Le problème, ce sont les critères des tests de sécurité. Pour les Verts, aucune lettre de ministre Affaires étrangères à son homologue français comme celle de Jean Asselborn à Alain Juppé le 21 mars 2011, aucune visite du Premier ministre luxembourgeois à son homologue François Fillon comme celle prévue le 28 avril 2011 ne seront utiles à elles toutes seules. "La France se soucie très peu des préoccupations de ses voisins", a déclaré le député Henri Kox, qui sortait d’une réunion du Conseil interparlementaire de la Grande Région avec la direction de la centrale. Selon Claude Turmes, les tests de sécurité devraient pour la France avant tout être axés sur les risques liés aux catastrophes naturelles. Il a dénoncé "une politique perfide de la France et d’EDF" qui bloqueraient la prise en compte des risques liés aux chutes d’avion, aux attaques terroristes et aux cyber-attaques. L’ASN, l’Agence de sûreté nucléaire française, qui devrait mener les tests, n’est pas pour lui une agence indépendante, contredisant ainsi une déclaration du ministre français dans ce sens l’avant-veille à Luxembourg. Elle empêche selon lui des experts indépendants d’avoir accès aux centrales et se compose depuis 35 ans des mêmes personnes qui ont propagé le nucléaire en France. "De plus, il y a le syndrome des grandes écoles. Tous se connaissent entre camarades de promotion", a-t-il ajouté.
"Sur ce dossier, le Luxembourg ne pourra obtenir un succès qu’avec d’autres, en développant une stratégie d’alliances", a lancé le député européen Claude Turmes.
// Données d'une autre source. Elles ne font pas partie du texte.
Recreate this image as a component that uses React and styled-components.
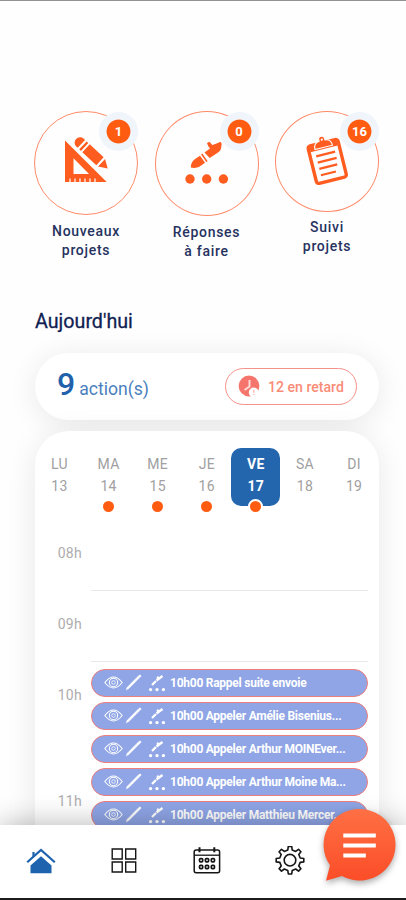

Une telle alliance devrait se nouer au niveau européen. Comme les États membres et la Commission ont invité le 21 mars 2011 le Groupe européen de haut niveau sur la sûreté nucléaire et la gestion des déchets (ENSREG) et d'autres organismes compétents à définir l'étendue et les modalités de ce type de tests, en s'appuyant sur l'expertise disponible et, le moment venu, sur les leçons à tirer du récent accident. Ce groupe se réunira le 12 mai 2011, et c’est là que le Luxembourg doit selon les deux parlementaires verts se manifester et donner des instructions à ses représentants pour formuler ses revendications et chercher des alliés. Puis fin mai, au COREPER, une deuxième manche devrait se jouer.
Les deux parlementaires verts ont, comme lors de leur conférence de presse du 17 mars 2011, réitéré leurs reproches que le gouvernement reste en deçà de l’étude LUXRES, qu’ils jugent "conservatrice", et qui rend l’avis que le Luxembourg pourrait aller vers les 8,6 % d’énergies renouvelables. Mais bien que l’étude date de 2007, il n’y a toujours pas de plan gouvernemental Les Verts sont d’ais que le gouvernement devrait soumettre un plan sectoriel pour l’énergie éolienne. Dans ce cadre, ils ont rejeté l’idée qu’il faudrait aller vers les 1 500 éoliennes sur le territoire luxembourgeois. Ils ont insisté sur le fait que l’on devrait d’abord remettre les sites actuels au niveau des nouvelles technologies, jusqu’à plus de dix fois puissantes en termes de production électrique, et si les nouvelles technologies avec leurs 7,5 mégawatts/heure étaient appliquées, un tel parc d’éoliennes ne dépasserait pas les 500 unités.